> Problem to solve: Give the number of lines in this listing that contain the word "What", and nothing else.

> Given data:

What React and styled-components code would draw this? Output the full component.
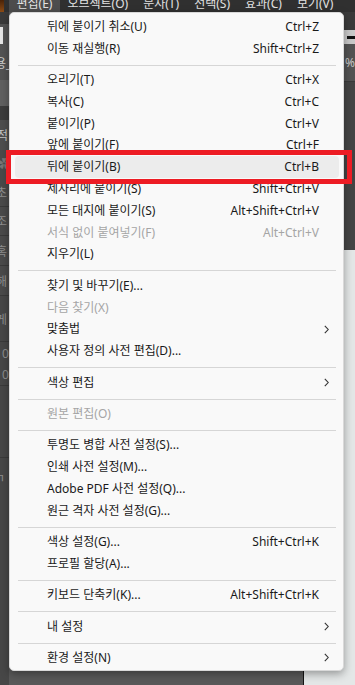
import React from "react";
import styled, { createGlobalStyle } from "styled-components";

const GlobalStyle = createGlobalStyle`
  html, body {
    margin: 0;
    padding: 0;
    background: #595959;
  }
`;

const Screen = styled.div`
  position: relative;
  width: 355px;
  height: 685px;
  overflow: hidden;
  display: flex;
  flex-direction: column;
  background: #595959;
  font-family: "Noto Sans", "Noto Sans CJK KR", sans-serif;
`;

const MenuBar = styled.div`
  flex: none;
  height: 12px;
  display: flex;
  background: #303030;
  overflow: hidden;
`;

const AppIcon = styled.div`
  flex: none;
  width: 4px;
  height: 12px;
  margin-right: 5px;
  background: linear-gradient(#4a2308, #8c4b15);
`;

const MenuTitle = styled.div`
  flex: none;
  height: 16px;
  margin-top: -4px;
  padding: 0 7.5px;
  line-height: 16px;
  font-size: 12px;
  color: #e2e2e2;
  white-space: nowrap;
  background: ${(p) => (p.$active ? "#4d4d4d" : "transparent")};
`;

const Workspace = styled.div`
  flex: 1;
  min-height: 0;
  display: flex;
`;

const LeftDock = styled.div`
  flex: none;
  width: 9px;
  display: flex;
  flex-direction: column;
  background: #474747;
  overflow: hidden;
`;

const Canvas = styled.div`
  flex: 1;
  background: #595959;
`;

const RightDock = styled.div`
  flex: none;
  width: 51px;
  display: flex;
  flex-direction: column;
  border-left: 1px solid #141414;
  background: #e4e7e7;
  overflow: hidden;
`;

const DockBlock = styled.div`
  flex: none;
  box-sizing: border-box;
  height: ${(p) => p.$h}px;
  display: flex;
  align-items: center;
  background: ${(p) => p.$bg};
  border-bottom: ${(p) => (p.$line ? "1px solid #3a3a3a" : "none")};
  font-size: 12px;
  color: ${(p) => p.$fg || "#8e8e8e"};
  white-space: nowrap;
`;

const DockLabel = styled.span`
  margin-left: ${(p) => p.$shift}px;
`;

const InputStub = styled.div`
  width: 3px;
  height: 17px;
  background: #e6e6e6;
`;

const Dash = styled.div`
  width: 8px;
  height: 3px;
  margin-left: 43px;
  background: #111;
`;

const Dropdown = styled.div`
  position: absolute;
  top: 12px;
  left: 9px;
  width: 335px;
  box-sizing: border-box;
  padding: 2.8px 0 1px;
  background: #f9f9f9;
  border: 1px solid #d9d9d9;
  border-radius: 5px;
  box-shadow: 0 3px 8px rgba(0, 0, 0, 0.35);
`;

const Item = styled.div`
  display: grid;
  grid-template-columns: 1fr auto 10px;
  align-items: center;
  height: 21.8px;
  margin: 0 4px 0 5px;
  padding: 0 10px 0 32px;
  border-radius: 4px;
  font-size: 12px;
  line-height: 21.8px;
  white-space: nowrap;
  color: ${(p) => (p.$disabled ? "#a5a5a5" : "#1a1a1a")};
  background: ${(p) => (p.$hover ? "#ececec" : "transparent")};
`;

const Shortcut = styled.span`
  text-align: right;
`;

const Chevron = styled.svg`
  justify-self: end;
  display: block;
`;

const Separator = styled.div`
  height: 1px;
  margin: 5.3px 7px 3.3px 8px;
  background: #d6d6d6;
`;

const Callout = styled.div`
  position: absolute;
  left: 6px;
  top: 149.5px;
  width: 345.5px;
  height: 34.5px;
  box-sizing: border-box;
  border: 5px solid #ed1c24;
  pointer-events: none;
`;

const titles = ["편집(E)", "오브젝트(O)", "문자(T)", "선택(S)", "효과(C)", "보기(V)"];

const SEP = { sep: true };
const entries = [
  { label: "뒤에 붙이기 취소(U)", key: "Ctrl+Z" },
  { label: "이동 재실행(R)", key: "Shift+Ctrl+Z" },
  SEP,
  { label: "오리기(T)", key: "Ctrl+X" },
  { label: "복사(C)", key: "Ctrl+C" },
  { label: "붙이기(P)", key: "Ctrl+V" },
  { label: "앞에 붙이기(F)", key: "Ctrl+F" },
  { label: "뒤에 붙이기(B)", key: "Ctrl+B", hover: true },
  { label: "제자리에 붙이기(S)", key: "Shift+Ctrl+V" },
  { label: "모든 대지에 붙이기(S)", key: "Alt+Shift+Ctrl+V" },
  { label: "서식 없이 붙여넣기(F)", key: "Alt+Ctrl+V", disabled: true },
  { label: "지우기(L)" },
  SEP,
  { label: "찾기 및 바꾸기(E)..." },
  { label: "다음 찾기(X)", disabled: true },
  { label: "맞춤법", sub: true },
  { label: "사용자 정의 사전 편집(D)..." },
  SEP,
  { label: "색상 편집", sub: true },
  SEP,
  { label: "원본 편집(O)", disabled: true },
  SEP,
  { label: "투명도 병합 사전 설정(S)..." },
  { label: "인쇄 사전 설정(M)..." },
  { label: "Adobe PDF 사전 설정(Q)..." },
  { label: "원근 격자 사전 설정(G)..." },
  SEP,
  { label: "색상 설정(G)...", key: "Shift+Ctrl+K" },
  { label: "프로필 할당(A)..." },
  SEP,
  { label: "키보드 단축키(K)...", key: "Alt+Shift+Ctrl+K" },
  SEP,
  { label: "내 설정", sub: true },
  SEP,
  { label: "환경 설정(N)", sub: true },
];

function ChevronIcon() {
  return (
    <Chevron width="5" height="9" viewBox="0 0 5 9">
      <path d="M0.8 0.8 L4.2 4.5 L0.8 8.2" fill="none" stroke="#333" strokeWidth="1.1" />
    </Chevron>
  );
}

function App() {
  return (
    <Screen>
      <GlobalStyle />
      <MenuBar>
        <AppIcon />
        {titles.map((t, i) => (
          <MenuTitle key={t} $active={i === 0}>{t}</MenuTitle>
        ))}
      </MenuBar>
      <Workspace>
        <LeftDock>
          <DockBlock $h={12} $bg="#3a3a3a" />
          <DockBlock $h={22} $bg="#535353"><InputStub /></DockBlock>
          <DockBlock $h={34} $bg="#535353" $fg="#d0d0d0"><DockLabel $shift={-5}>용_</DockLabel></DockBlock>
          <DockBlock $h={26} $bg="#606060" />
          <DockBlock $h={14} $bg="#3c3c3c" />
          <DockBlock $h={30} $bg="#4e4e4e" $fg="#c8c8c8"><DockLabel $shift={-3}>적</DockLabel></DockBlock>
          <DockBlock $h={28} $bg="#4a4a4a" $fg="#777"><DockLabel $shift={-2}>✿</DockLabel></DockBlock>
          <DockBlock $h={29} $bg="#4a4a4a" $line><DockLabel $shift={-4}>초</DockLabel></DockBlock>
          <DockBlock $h={29} $bg="#4a4a4a" $line><DockLabel $shift={-4}>조</DockLabel></DockBlock>
          <DockBlock $h={30} $bg="#4a4a4a" $line><DockLabel $shift={-4}>혹</DockLabel></DockBlock>
          <DockBlock $h={30} $bg="#4a4a4a" $line><DockLabel $shift={-4}>해</DockLabel></DockBlock>
          <DockBlock $h={46} $bg="#474747" $line><DockLabel $shift={-4}>게</DockLabel></DockBlock>
          <DockBlock $h={22} $bg="#474747"><DockLabel $shift={2}>0</DockLabel></DockBlock>
          <DockBlock $h={22} $bg="#474747" $line><DockLabel $shift={2}>0</DockLabel></DockBlock>
          <DockBlock $h={72} $bg="#474747" $line />
          <DockBlock $h={40} $bg="#474747"><DockLabel $shift={-6}>ㄱ</DockLabel></DockBlock>
        </LeftDock>
        <Canvas />
        <RightDock>
          <DockBlock $h={18} $bg="#3a3a3a" />
          <DockBlock $h={14} $bg="#c9c9c9"><Dash /></DockBlock>
          <DockBlock $h={38} $bg="#535353" $fg="#c8c8c8" $line><DockLabel $shift={41}>%(</DockLabel></DockBlock>
          <DockBlock $h={168} $bg="#444" />
        </RightDock>
      </Workspace>

      <Dropdown>
        {entries.map((e, i) =>
          e.sep ? (
            <Separator key={i} />
          ) : (
            <Item key={i} $disabled={e.disabled} $hover={e.hover}>
              <span>{e.label}</span>
              <Shortcut>{e.key}</Shortcut>
              {e.sub ? <ChevronIcon /> : <span />}
            </Item>
          )
        )}
      </Dropdown>
      <Callout />
    </Screen>
  );
}

export default App;
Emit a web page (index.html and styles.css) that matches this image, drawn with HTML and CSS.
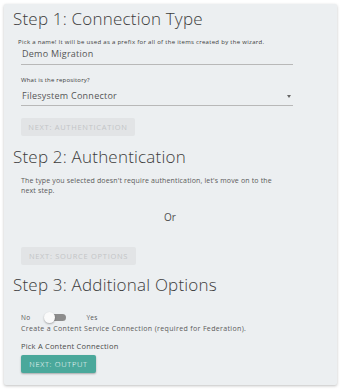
FILE: index.html
```html
<!DOCTYPE html>
<html lang="en">

<head>
    <meta charset="UTF-8">
    <meta name="viewport" content="width=device-width, initial-scale=1.0">
    <title>Migration Wizard</title>
    <link rel="stylesheet" href="styles.css">
</head>

<body>
    <main class="wizard">
        <!-- step 1 -->
        <h2 class="step-title">Step 1: Connection Type</h2>
        <div class="step-body">
            <div class="field">
                <label class="field-label field-label-shrunk">Pick a name! It will be used as a prefix for all of the items created by the wizard.</label>
                <div class="field-input">Demo Migration</div>
            </div>
            <div class="field field-select">
                <label class="field-label">What is the repository?</label>
                <div class="field-input">Filesystem Connector <span class="caret"></span></div>
            </div>
            <button class="btn btn-disabled btn-first">Next: Authentication</button>
        </div>

        <!-- step 2 -->
        <h2 class="step-title step-title-mid">Step 2: Authentication</h2>
        <div class="step-body">
            <p class="step-text">The type you selected doesn't require authentication, let's move on to the next step.</p>
            <p class="or">Or</p>
            <button class="btn btn-disabled btn-second">Next: Source Options</button>
        </div>

        <!-- step 3 -->
        <h2 class="step-title step-title-last">Step 3: Additional Options</h2>
        <div class="step-body">
            <div class="switch-row">
                <span class="switch-text">No</span>
                <span class="switch"><span class="switch-knob"></span></span>
                <span class="switch-text">Yes</span>
            </div>
            <p class="step-text switch-help">Create a Content Service Connection (required for Federation).</p>
            <p class="pick-label">Pick A Content Connection</p>
            <button class="btn btn-primary">Next: Output</button>
        </div>
    </main>
</body>

</html>
```

FILE: styles.css
```css
* {
    margin: 0;
    padding: 0;
    box-sizing: border-box;
}

body {
    padding: 4px;
    background: #fff;
    font-family: "Open Sans", sans-serif;
    color: #5a5a5a;
}

.wizard {
    width: 333px;
    height: 381px;
    padding: 4px 9px 11px;
    background: #eceff1;
    border-radius: 2px;
    box-shadow: 0 1px 3px rgba(0, 0, 0, 0.25);
}

.step-title {
    font-size: 17px;
    line-height: 22px;
    font-weight: 300;
    color: #3c3c3c;
    letter-spacing: 0.2px;
}

.step-title-mid {
    margin-top: 10px;
}

.step-title-last {
    margin-top: 9px;
}

.step-body {
    padding-left: 8px;
}

.field {
    width: 272px;
    margin-top: 8px;
}

.field-select {
    margin-top: 11px;
}

.field-label {
    display: block;
    font-size: 6px;
    line-height: 8px;
    letter-spacing: 0.2px;
    color: #3a3a3a;
}

.field-label-shrunk {
    margin-left: -3px;
    letter-spacing: 0.3px;
}

.field-input {
    position: relative;
    padding: 1px 1px 3px;
    font-size: 9px;
    line-height: 14px;
    letter-spacing: 0.25px;
    color: #555;
    border-bottom: 1px solid #b8b8b8;
}

.field-select .field-input {
    margin-top: 5px;
    padding: 0 1px 2px;
}

.caret {
    position: absolute;
    right: 2px;
    top: 6px;
    border-left: 2.5px solid transparent;
    border-right: 2.5px solid transparent;
    border-top: 3px solid #666;
}

.btn {
    display: block;
    height: 18px;
    padding: 0;
    border: 0;
    border-radius: 2px;
    font-family: inherit;
    font-size: 7.5px;
    letter-spacing: 0.7px;
    text-transform: uppercase;
}

.btn-disabled {
    background: #e2e4e6;
    color: #c3c5c7;
}

.btn-first {
    width: 114px;
    margin-top: 12px;
}

.btn-second {
    width: 115px;
    margin-top: 23px;
}

.btn-primary {
    width: 75px;
    margin-top: 4px;
    background: #4aa89b;
    color: #fff;
    font-weight: 300;
    box-shadow: 0 1px 2px rgba(0, 0, 0, 0.3);
}

.step-text {
    width: 262px;
    margin-top: 8px;
    font-size: 7px;
    line-height: 10px;
    letter-spacing: 0.15px;
}

.or {
    margin-top: 14px;
    padding-right: 9px;
    text-align: center;
    font-size: 10px;
    line-height: 14px;
    color: #505050;
}

.switch-row {
    display: flex;
    align-items: center;
    margin-top: 15px;
    height: 12px;
    font-size: 6.5px;
    letter-spacing: 0.3px;
}

.switch-text {
    flex: none;
}

.switch {
    flex: none;
    position: relative;
    width: 19px;
    height: 7px;
    margin: 0 20px 0 17px;
    background: #8c8c8c;
    border-radius: 4px;
}

.switch-knob {
    position: absolute;
    left: -3px;
    top: -2px;
    width: 11px;
    height: 11px;
    background: #fafafa;
    border-radius: 50%;
    box-shadow: 0 1px 2px rgba(0, 0, 0, 0.3);
}

.switch-help {
    width: auto;
    margin-top: 1px;
    letter-spacing: 0.35px;
}

.pick-label {
    margin-top: 7px;
    font-size: 7.5px;
    line-height: 10px;
    letter-spacing: 0.2px;
    color: #4a4a4a;
}
```
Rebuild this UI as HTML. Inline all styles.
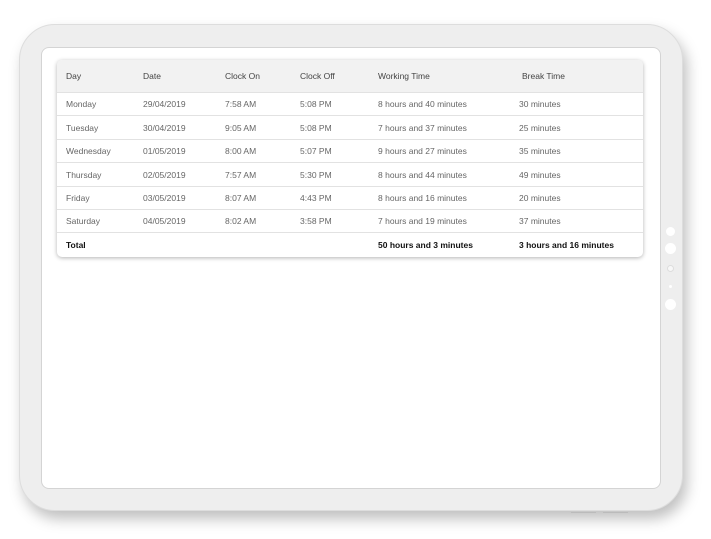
<!DOCTYPE html>
<html><head><style>
body{margin:0;width:711px;height:539px;background:#fff;position:relative;overflow:hidden;font-family:"Liberation Sans",sans-serif}
.tab{position:absolute;left:19px;top:24px;width:664px;height:487px;background:#eee;border-radius:36px;border:1px solid #ddd;box-sizing:border-box;box-shadow:4px 8px 14px rgba(0,0,0,.25)}
.scr{position:absolute;left:41px;top:47px;width:620px;height:442px;background:#fff;border-radius:8px;border:1px solid #d4d4d4;box-sizing:border-box}
.dot{position:absolute;background:#fff;border-radius:50%}
.tbl{position:absolute;left:57px;top:60px;width:586px;height:197px;border-radius:5px;box-shadow:0 1px 4px rgba(0,0,0,.3);background:#fff;overflow:hidden}
.row{position:absolute;left:0;width:586px;height:23px;border-bottom:1px solid #e2e2e2;font-size:8.5px;color:#666}
.row span{position:absolute;top:7px;white-space:nowrap}
.hd{background:#f2f2f2;height:32px;top:0;color:#444}
.hd span{top:11px}
.tot{color:#111;font-weight:bold;border:none}
</style></head><body>
<div class="tab"></div>
<div class="scr"></div>
<div class="dot" style="left:666px;top:227px;width:9px;height:9px"></div>
<div class="dot" style="left:665px;top:243px;width:11px;height:11px"></div>
<div class="dot" style="left:667px;top:265px;width:5px;height:5px;background:#f8f8f8;border:1px solid #ddd"></div>
<div class="dot" style="left:669px;top:285px;width:3px;height:3px"></div>
<div class="dot" style="left:665px;top:299px;width:11px;height:11px"></div>
<div style="position:absolute;left:571px;top:512px;width:25px;height:1px;background:#bbb"></div>
<div style="position:absolute;left:603px;top:512px;width:25px;height:1px;background:#bbb"></div>
<div class="tbl">
<div class="row hd"><span style="left:9px">Day</span><span style="left:86px">Date</span><span style="left:168px">Clock On</span><span style="left:243px">Clock Off</span><span style="left:321px">Working Time</span><span style="left:465px">Break Time</span></div>
<div class="row" style="top:32px"><span style="left:9px">Monday</span><span style="left:86px">29/04/2019</span><span style="left:168px">7:58 AM</span><span style="left:243px">5:08 PM</span><span style="left:321px">8 hours and 40 minutes</span><span style="left:462px">30 minutes</span></div>
<div class="row" style="top:56px"><span style="left:9px">Tuesday</span><span style="left:86px">30/04/2019</span><span style="left:168px">9:05 AM</span><span style="left:243px">5:08 PM</span><span style="left:321px">7 hours and 37 minutes</span><span style="left:462px">25 minutes</span></div>
<div class="row" style="top:79px"><span style="left:9px">Wednesday</span><span style="left:86px">01/05/2019</span><span style="left:168px">8:00 AM</span><span style="left:243px">5:07 PM</span><span style="left:321px">9 hours and 27 minutes</span><span style="left:462px">35 minutes</span></div>
<div class="row" style="top:103px"><span style="left:9px">Thursday</span><span style="left:86px">02/05/2019</span><span style="left:168px">7:57 AM</span><span style="left:243px">5:30 PM</span><span style="left:321px">8 hours and 44 minutes</span><span style="left:462px">49 minutes</span></div>
<div class="row" style="top:126px"><span style="left:9px">Friday</span><span style="left:86px">03/05/2019</span><span style="left:168px">8:07 AM</span><span style="left:243px">4:43 PM</span><span style="left:321px">8 hours and 16 minutes</span><span style="left:462px">20 minutes</span></div>
<div class="row" style="top:149px"><span style="left:9px">Saturday</span><span style="left:86px">04/05/2019</span><span style="left:168px">8:02 AM</span><span style="left:243px">3:58 PM</span><span style="left:321px">7 hours and 19 minutes</span><span style="left:462px">37 minutes</span></div>
<div class="row tot" style="top:173px"><span style="left:9px">Total</span><span style="left:321px">50 hours and 3 minutes</span><span style="left:462px">3 hours and 16 minutes</span></div>
</div>
</body></html>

> The solution: 2